Mr Hartnell pointed out that the law was complex and long because it evolved with community expectations resulting from changes in the corporate climate: from the 1890s depression to the 1960s mining boom and beyond.

Now the “”community expectation of corporate regulation is blood lust. The “hanging’ mentality is dominant. It is also unqestioning and unreasonable. Effectively it demands blood almost regardless of the law and the facts.”

Earlier this year Mr Hartnell was engaged in vigorous debate with the Federal Director of Prosecutions, Michael Rozenes, QC, through the public medium of parliamentary committee hearings. Mr Rozenes wanted the ASC to do more to get together admissible evidence so corporate crooks could face justice. Mr Hartnell asserted that the prosecution path was not always productive. It engaged huge resources for doubtful return.

This debate, which I thought at the time fruitful, worthwhile and in the public interest was described variously as an unseemly brawl and questions were asked as to why these two were brawling instead of putting crooks in jail and why couldn’t they argue privately. Arguing privately is not very helpful. Because this debate was brought into the open, far better contributions on the issue of corporate regulation have been made.

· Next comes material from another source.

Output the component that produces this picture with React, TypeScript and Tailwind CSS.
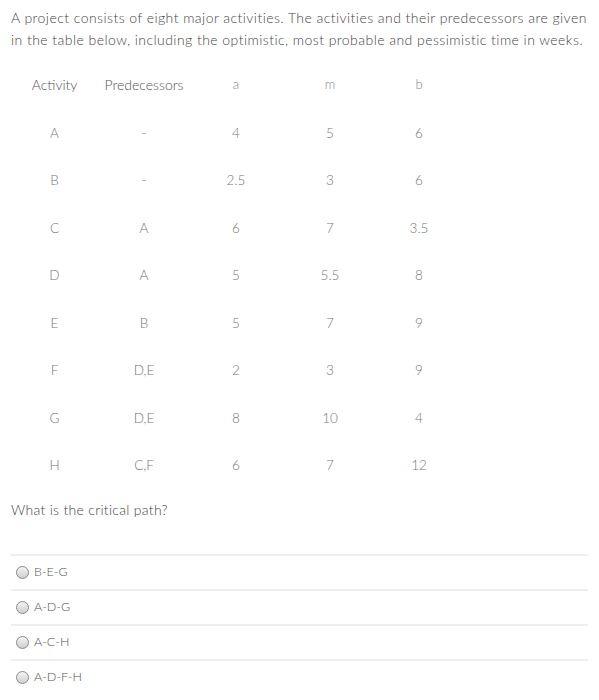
import React from "react";

const rows = [
  ["A", "-", "4", "5", "6"],
  ["B", "-", "2.5", "3", "6"],
  ["C", "A", "6", "7", "3.5"],
  ["D", "A", "5", "5.5", "8"],
  ["E", "B", "5", "7", "9"],
  ["F", "D,E", "2", "3", "9"],
  ["G", "D,E", "8", "10", "4"],
  ["H", "C,F", "6", "7", "12"],
];

const options = ["B-E-G", "A-D-G", "A-C-H", "A-D-F-H"];

export default function App() {
  return (
    <div className="w-[599px] h-[700px] bg-white text-[#555] pt-[7px]" style={{ fontFamily: "Lato, 'Noto Sans', sans-serif" }}>
      <p className="pl-[11px] pr-[4px] text-[14px] leading-[22px] tracking-[0.45px] font-light text-[#444]">
        A project consists of eight major activities. The activities and their predecessors are given in the table below, including the optimistic, most probable and pessimistic time in weeks.
      </p>
      <div className="mt-[23px] pl-[22px] text-[14px] font-light text-[#555]">
        <div className="grid grid-cols-[65px_114px_70px_118px_60px] h-[20px] items-center">
          <div className="text-center">Activity</div>
          <div className="text-center">Predecessors</div>
          <div className="text-center text-[#888] text-[13px]">a</div>
          <div className="text-center text-[#888] text-[13px]">m</div>
          <div className="text-center text-[#888] text-[13px]">b</div>
        </div>
        <div className="mt-[15px]">
          {rows.map((r) => (
            <div key={r[0]} className="grid grid-cols-[65px_114px_70px_118px_60px] h-[47.5px] items-center text-[13.5px] text-[#777]">
              {r.map((c, i) => (
                <div key={i} className="text-center">{c}</div>
              ))}
            </div>
          ))}
        </div>
      </div>
      <p className="pl-[11px] mt-[10px] text-[14px] tracking-[0.3px] font-light text-[#444]">What is the critical path?</p>
      <div className="mx-[11px] mt-[34px]">
        {options.map((o) => (
          <div key={o} className="flex items-center h-[35px] border-t-2 border-[#eee] pl-[5px] gap-[5px]">
            <span className="w-[13px] h-[13px] rounded-full border border-[#888] bg-gradient-to-b from-[#f4f4f4] to-[#cfcfcf]" />
            <span className="text-[12.5px] font-light text-[#555]">{o}</span>
          </div>
        ))}
      </div>
    </div>
  );
}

It certainly set Mr Hartnell thinking again. His lecture last week revealed that. He thought black-letter law could not be eradicated, but it could be supplemented.

At present black-letter law resulted in defective ethics, he said. People thought that if they obeyed the letter of the law they could say “”my conscience is clear”. Moreover, all their sleazy accountants and tricky lawyers could say the same thing.

Mr Hartnell called for a new public institution to buttress black-letter law. Its members would be leading commercial people and it would engage in peer review. It could neither fine nor imprison. Its sole weapon would be shame.

He likened it to the London Takeover Panel which looks at the fairness of takeovers. It publishes short conclusions about the ethics of actions taken by individuals or companies.

Mr Hartnell said that the majority, who wanted to do the decent thing, would be affected. Mr Hartnell’s body would have a code of ethics that corporations would be expected to obey. Many, of course, would look to the code to guide their conduct. This, I opine, would be a good thing. The present Corporations Law is unreadable and therefore no guide on how people should behave in corporate life. Business people have to rely on their Sunday-school lessons, which are not always helpful in complicated corporate matters. An ethics guide, with persuasive enforcement, would help.

Of course, Mr Hartnell’s new body, and the media that reported it, would have to be protected from those who are exposed from turning around and suing for defamation. Otherwise, the public would never hear about who is a corporate sleaze. The shame factor would not work.

What one does to prevent malfeasance by those without shame is a difficulty no law will overcome.